→ Aim of the task
Go through the entries below and collect each line with the string "React" in it.

[start of Listed entries]

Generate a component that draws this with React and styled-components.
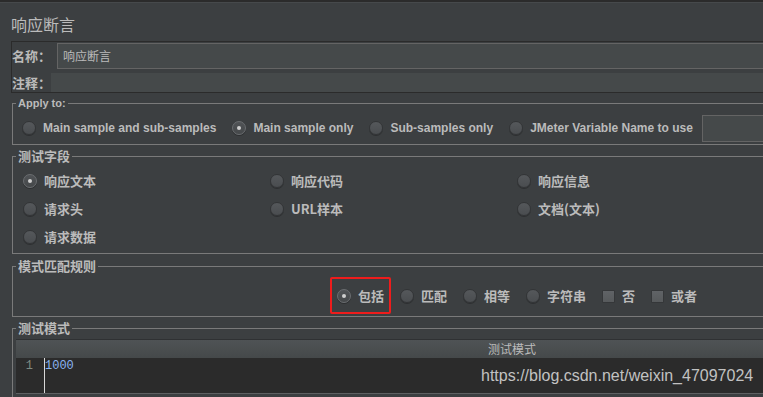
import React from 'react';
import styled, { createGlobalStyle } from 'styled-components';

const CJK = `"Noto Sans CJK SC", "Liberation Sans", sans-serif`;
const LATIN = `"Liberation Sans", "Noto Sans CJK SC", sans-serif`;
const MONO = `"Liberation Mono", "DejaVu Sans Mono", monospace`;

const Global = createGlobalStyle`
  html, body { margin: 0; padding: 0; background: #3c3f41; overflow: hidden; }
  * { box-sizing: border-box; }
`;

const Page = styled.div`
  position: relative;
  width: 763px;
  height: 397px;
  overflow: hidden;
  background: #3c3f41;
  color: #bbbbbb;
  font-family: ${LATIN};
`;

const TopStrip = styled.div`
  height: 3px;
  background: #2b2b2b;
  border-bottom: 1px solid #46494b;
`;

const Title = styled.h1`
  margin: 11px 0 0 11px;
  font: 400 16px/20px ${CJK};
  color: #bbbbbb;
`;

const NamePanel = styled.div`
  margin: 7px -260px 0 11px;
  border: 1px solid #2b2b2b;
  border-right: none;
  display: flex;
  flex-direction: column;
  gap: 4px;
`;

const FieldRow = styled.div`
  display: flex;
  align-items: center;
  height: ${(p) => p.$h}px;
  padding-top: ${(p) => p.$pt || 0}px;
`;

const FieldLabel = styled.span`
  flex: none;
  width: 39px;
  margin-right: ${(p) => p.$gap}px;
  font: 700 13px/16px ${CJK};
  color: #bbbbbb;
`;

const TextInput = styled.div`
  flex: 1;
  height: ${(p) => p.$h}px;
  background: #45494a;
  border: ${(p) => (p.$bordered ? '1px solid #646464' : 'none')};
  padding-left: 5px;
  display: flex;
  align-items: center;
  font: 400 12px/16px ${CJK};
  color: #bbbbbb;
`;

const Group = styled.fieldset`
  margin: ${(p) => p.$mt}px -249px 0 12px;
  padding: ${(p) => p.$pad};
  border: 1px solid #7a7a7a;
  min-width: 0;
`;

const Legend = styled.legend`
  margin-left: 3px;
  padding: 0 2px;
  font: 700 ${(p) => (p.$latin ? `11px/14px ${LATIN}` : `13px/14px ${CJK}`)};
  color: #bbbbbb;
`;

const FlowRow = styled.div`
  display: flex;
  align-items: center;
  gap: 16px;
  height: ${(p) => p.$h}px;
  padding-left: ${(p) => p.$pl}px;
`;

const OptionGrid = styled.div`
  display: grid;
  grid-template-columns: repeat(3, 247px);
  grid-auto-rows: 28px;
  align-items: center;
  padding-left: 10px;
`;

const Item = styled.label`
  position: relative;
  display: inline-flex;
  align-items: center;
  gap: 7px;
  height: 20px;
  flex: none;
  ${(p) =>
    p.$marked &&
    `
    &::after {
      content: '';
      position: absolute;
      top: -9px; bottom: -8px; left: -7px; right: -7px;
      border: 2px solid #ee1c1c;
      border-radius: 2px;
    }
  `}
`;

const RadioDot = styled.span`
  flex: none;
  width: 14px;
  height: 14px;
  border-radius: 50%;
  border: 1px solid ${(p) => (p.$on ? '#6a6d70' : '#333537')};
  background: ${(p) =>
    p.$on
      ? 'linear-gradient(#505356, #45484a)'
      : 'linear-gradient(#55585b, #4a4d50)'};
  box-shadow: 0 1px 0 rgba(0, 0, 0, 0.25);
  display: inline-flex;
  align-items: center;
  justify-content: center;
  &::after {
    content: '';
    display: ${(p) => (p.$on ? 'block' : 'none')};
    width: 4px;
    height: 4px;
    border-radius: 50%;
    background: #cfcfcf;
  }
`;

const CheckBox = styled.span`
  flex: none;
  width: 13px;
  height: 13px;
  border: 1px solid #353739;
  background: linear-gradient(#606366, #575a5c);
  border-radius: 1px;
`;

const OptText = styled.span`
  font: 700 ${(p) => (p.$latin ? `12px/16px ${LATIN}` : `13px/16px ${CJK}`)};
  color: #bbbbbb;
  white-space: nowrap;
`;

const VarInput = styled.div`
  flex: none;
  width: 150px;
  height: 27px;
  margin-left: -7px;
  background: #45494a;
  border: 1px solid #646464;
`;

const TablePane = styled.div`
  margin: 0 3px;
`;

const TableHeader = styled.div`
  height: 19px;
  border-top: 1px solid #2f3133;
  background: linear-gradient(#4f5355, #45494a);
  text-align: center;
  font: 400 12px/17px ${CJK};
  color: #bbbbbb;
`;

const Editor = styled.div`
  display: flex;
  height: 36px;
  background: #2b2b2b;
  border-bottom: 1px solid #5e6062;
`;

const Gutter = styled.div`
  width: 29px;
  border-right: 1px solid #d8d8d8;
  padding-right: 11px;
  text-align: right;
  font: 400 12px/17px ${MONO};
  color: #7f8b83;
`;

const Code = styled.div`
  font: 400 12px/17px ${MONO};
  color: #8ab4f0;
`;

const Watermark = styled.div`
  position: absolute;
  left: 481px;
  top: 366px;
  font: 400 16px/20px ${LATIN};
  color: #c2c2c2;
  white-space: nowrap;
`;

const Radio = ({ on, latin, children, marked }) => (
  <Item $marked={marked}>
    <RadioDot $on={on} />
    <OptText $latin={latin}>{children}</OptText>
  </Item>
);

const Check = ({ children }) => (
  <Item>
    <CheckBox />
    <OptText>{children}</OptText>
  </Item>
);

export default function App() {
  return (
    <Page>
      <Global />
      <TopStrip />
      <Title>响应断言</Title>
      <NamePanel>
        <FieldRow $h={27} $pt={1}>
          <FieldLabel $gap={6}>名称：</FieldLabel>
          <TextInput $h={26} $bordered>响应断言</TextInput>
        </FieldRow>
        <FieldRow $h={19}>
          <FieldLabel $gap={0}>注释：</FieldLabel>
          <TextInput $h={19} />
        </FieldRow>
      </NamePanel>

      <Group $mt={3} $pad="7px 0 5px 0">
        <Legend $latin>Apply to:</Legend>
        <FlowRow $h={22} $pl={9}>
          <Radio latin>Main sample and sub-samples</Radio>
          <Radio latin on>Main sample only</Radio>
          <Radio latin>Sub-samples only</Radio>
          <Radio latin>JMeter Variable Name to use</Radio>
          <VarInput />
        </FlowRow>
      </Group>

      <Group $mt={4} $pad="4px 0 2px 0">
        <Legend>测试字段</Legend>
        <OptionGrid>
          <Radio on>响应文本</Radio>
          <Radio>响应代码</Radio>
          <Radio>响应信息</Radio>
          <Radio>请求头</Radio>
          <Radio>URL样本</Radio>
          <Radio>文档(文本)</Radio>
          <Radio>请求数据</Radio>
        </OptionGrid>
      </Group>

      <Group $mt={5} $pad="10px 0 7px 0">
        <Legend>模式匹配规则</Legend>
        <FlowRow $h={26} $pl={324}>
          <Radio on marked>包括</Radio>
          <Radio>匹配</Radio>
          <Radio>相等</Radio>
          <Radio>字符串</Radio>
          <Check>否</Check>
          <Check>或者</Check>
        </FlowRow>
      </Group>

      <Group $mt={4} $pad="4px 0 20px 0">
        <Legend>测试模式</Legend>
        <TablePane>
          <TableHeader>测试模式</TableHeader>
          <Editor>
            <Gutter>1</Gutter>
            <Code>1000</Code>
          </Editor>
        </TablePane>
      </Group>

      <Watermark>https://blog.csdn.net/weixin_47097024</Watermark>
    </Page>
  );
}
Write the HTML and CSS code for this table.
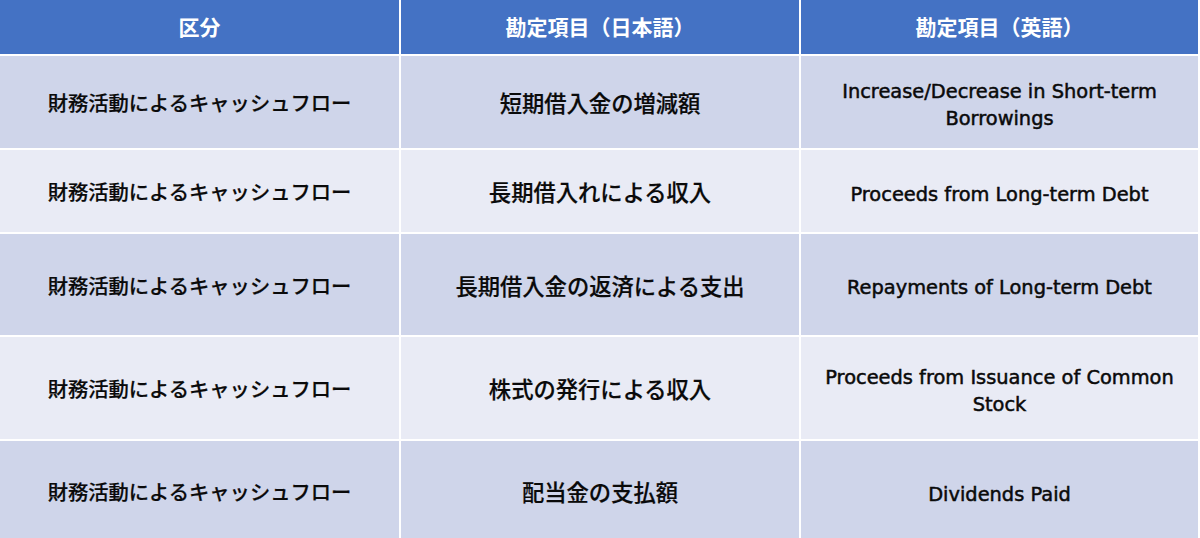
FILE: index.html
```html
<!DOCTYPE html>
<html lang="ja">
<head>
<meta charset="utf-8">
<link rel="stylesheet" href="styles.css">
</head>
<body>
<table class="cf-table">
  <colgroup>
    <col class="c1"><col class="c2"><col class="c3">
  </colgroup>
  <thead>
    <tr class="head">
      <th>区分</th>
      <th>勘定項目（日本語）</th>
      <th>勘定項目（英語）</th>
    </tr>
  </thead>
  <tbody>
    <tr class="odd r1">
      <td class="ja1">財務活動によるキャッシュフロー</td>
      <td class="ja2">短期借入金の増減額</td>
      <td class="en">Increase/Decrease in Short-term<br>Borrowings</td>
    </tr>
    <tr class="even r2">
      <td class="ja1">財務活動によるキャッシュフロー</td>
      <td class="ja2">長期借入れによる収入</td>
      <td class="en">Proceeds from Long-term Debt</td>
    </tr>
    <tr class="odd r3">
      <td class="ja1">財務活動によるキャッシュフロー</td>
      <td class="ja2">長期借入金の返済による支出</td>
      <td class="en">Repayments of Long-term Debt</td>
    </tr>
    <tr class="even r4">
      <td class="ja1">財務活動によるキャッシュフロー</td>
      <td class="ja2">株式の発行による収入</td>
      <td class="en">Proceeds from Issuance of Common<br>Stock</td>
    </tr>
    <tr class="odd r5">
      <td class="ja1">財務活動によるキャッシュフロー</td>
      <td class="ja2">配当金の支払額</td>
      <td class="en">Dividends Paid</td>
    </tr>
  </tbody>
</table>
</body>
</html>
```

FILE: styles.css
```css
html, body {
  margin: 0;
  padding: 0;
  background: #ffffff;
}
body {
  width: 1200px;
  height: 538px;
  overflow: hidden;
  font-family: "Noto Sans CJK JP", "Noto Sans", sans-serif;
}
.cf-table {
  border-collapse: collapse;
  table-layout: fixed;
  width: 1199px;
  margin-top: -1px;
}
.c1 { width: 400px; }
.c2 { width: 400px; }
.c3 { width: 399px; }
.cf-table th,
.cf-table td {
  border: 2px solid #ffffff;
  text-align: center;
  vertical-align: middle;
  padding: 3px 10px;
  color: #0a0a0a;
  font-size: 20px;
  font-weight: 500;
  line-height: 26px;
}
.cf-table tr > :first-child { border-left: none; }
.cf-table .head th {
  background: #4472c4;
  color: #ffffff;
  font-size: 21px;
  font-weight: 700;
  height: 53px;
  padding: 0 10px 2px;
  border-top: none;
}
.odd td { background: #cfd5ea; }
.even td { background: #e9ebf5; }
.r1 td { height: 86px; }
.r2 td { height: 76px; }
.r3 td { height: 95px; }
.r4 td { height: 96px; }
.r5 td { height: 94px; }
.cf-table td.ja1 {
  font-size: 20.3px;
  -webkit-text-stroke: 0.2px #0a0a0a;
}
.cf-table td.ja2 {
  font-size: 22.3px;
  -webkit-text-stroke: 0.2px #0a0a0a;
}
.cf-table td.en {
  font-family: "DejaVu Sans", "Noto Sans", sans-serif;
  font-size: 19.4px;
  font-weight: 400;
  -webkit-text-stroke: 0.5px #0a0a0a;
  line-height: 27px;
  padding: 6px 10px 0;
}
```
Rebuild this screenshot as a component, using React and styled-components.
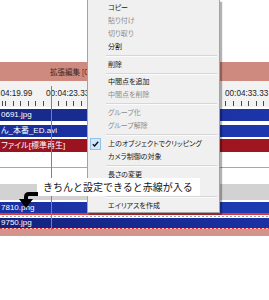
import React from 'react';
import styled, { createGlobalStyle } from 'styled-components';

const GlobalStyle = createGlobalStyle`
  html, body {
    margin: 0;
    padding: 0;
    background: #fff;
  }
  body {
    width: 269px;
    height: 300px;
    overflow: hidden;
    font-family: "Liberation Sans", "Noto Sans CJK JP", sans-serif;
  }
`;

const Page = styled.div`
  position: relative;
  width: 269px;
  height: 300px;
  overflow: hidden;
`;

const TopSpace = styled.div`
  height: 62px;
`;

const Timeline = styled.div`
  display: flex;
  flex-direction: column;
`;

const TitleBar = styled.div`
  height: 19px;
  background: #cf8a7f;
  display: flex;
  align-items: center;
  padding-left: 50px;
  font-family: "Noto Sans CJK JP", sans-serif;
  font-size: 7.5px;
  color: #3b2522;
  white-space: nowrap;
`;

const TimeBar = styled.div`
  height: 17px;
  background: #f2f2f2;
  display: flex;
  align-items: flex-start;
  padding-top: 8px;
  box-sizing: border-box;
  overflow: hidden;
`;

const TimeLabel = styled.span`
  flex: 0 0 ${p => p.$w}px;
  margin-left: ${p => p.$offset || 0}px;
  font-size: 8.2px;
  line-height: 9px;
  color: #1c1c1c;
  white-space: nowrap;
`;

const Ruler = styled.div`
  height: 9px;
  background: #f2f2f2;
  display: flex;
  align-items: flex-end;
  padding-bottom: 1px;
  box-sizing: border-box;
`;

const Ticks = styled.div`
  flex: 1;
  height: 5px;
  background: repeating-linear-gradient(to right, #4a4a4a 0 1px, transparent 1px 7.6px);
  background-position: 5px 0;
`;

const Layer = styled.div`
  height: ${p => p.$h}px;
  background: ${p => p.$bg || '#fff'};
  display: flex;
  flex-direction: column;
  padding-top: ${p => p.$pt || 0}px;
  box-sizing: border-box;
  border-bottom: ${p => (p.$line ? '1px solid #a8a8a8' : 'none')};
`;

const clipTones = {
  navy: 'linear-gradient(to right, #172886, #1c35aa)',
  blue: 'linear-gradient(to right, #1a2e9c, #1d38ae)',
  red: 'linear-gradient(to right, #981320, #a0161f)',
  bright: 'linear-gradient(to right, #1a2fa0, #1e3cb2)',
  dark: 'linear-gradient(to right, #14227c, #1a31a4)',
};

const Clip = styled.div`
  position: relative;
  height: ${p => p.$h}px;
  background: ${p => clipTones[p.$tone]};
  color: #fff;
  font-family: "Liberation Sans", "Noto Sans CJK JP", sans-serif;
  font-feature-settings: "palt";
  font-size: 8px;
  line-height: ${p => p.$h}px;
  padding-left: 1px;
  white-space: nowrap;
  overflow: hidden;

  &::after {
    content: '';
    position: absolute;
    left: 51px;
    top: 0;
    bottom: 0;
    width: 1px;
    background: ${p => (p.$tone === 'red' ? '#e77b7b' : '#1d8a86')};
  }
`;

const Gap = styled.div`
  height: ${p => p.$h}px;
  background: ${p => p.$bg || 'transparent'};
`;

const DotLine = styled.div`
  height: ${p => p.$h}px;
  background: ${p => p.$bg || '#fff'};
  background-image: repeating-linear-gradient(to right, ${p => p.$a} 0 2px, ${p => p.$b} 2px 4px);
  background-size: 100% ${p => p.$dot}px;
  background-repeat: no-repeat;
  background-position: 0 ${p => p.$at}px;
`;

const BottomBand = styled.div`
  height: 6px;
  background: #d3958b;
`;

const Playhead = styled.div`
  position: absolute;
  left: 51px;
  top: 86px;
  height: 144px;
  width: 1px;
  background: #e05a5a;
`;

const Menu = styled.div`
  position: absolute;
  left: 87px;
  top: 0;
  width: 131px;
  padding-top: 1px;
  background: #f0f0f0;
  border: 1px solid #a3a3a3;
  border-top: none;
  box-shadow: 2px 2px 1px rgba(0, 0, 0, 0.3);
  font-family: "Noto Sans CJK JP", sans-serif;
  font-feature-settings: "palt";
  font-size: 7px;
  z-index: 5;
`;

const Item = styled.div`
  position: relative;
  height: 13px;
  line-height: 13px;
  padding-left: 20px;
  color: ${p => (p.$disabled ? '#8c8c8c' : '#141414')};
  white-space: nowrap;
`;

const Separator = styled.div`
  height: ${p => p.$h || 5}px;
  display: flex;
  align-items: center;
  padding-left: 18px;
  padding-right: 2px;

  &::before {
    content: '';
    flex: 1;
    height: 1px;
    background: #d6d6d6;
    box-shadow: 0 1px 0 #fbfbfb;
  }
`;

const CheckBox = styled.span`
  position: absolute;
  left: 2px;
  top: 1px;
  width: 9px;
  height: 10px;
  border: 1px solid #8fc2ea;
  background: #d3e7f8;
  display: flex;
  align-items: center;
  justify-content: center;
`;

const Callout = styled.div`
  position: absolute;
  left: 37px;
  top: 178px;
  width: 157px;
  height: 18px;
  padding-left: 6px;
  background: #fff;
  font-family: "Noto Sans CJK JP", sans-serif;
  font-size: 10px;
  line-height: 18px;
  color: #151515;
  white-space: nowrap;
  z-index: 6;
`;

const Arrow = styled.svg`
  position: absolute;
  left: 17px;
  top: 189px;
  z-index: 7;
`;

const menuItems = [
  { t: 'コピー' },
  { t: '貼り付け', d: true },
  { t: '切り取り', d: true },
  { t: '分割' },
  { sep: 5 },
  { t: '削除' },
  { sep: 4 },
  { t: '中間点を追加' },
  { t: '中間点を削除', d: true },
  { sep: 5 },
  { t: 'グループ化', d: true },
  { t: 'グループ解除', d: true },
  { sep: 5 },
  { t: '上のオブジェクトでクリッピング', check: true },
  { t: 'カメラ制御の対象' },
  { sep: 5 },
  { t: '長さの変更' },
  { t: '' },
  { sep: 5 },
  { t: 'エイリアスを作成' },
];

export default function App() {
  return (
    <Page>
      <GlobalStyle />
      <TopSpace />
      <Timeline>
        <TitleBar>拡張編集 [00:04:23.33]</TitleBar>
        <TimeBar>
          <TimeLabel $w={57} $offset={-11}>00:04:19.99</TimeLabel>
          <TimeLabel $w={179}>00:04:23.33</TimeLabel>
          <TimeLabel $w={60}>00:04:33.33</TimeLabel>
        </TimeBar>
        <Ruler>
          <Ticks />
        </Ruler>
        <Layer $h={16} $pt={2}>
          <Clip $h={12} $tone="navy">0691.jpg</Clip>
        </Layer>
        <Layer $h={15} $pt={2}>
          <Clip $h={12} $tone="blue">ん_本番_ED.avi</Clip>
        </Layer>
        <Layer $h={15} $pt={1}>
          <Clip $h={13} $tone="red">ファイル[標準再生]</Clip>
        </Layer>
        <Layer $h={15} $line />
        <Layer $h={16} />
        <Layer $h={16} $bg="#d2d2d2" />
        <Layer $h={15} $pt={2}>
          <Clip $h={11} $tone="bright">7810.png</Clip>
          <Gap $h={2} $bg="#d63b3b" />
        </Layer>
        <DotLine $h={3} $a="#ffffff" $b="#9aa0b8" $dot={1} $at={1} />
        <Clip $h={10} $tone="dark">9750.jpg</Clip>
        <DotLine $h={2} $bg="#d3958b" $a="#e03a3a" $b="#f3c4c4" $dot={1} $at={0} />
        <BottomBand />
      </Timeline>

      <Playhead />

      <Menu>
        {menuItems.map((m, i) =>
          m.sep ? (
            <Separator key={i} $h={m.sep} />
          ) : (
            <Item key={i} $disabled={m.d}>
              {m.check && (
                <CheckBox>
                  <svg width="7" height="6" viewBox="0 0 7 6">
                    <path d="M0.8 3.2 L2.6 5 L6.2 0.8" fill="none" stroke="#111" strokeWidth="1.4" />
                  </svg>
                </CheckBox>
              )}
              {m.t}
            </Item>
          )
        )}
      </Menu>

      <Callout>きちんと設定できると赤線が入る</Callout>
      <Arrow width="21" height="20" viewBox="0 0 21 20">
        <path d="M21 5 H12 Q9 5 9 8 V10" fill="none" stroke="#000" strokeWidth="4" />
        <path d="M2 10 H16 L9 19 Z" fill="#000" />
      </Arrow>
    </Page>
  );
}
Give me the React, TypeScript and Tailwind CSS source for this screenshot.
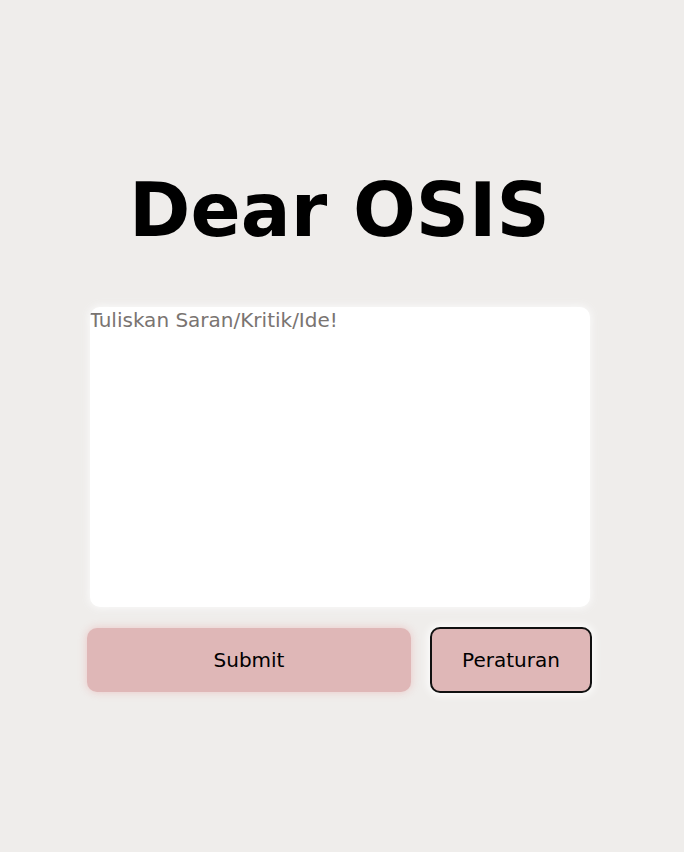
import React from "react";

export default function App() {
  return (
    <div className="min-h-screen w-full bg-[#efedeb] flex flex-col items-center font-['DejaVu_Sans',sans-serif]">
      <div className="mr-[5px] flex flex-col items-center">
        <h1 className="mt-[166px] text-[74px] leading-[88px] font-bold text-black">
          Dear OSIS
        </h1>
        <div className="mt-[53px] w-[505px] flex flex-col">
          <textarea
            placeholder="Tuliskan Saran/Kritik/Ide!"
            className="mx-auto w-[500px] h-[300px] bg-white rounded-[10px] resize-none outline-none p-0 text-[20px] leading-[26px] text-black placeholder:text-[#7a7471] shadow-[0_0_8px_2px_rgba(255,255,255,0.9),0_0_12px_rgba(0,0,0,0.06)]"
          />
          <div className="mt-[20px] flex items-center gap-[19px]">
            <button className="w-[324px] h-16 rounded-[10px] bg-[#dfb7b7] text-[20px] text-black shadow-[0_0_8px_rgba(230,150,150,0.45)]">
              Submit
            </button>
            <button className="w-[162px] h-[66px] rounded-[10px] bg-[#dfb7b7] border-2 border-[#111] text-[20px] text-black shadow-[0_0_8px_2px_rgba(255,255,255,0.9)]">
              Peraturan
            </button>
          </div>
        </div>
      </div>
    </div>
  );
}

[end of Listed entries]

→ Task solution
Generate a component that draws this with React and styled-components.
import React from 'react';
Rebuild this screenshot as a component, using React and styled-components.
import React from 'react';
Give me the React, TypeScript and Tailwind CSS source for this screenshot.
import React from "react";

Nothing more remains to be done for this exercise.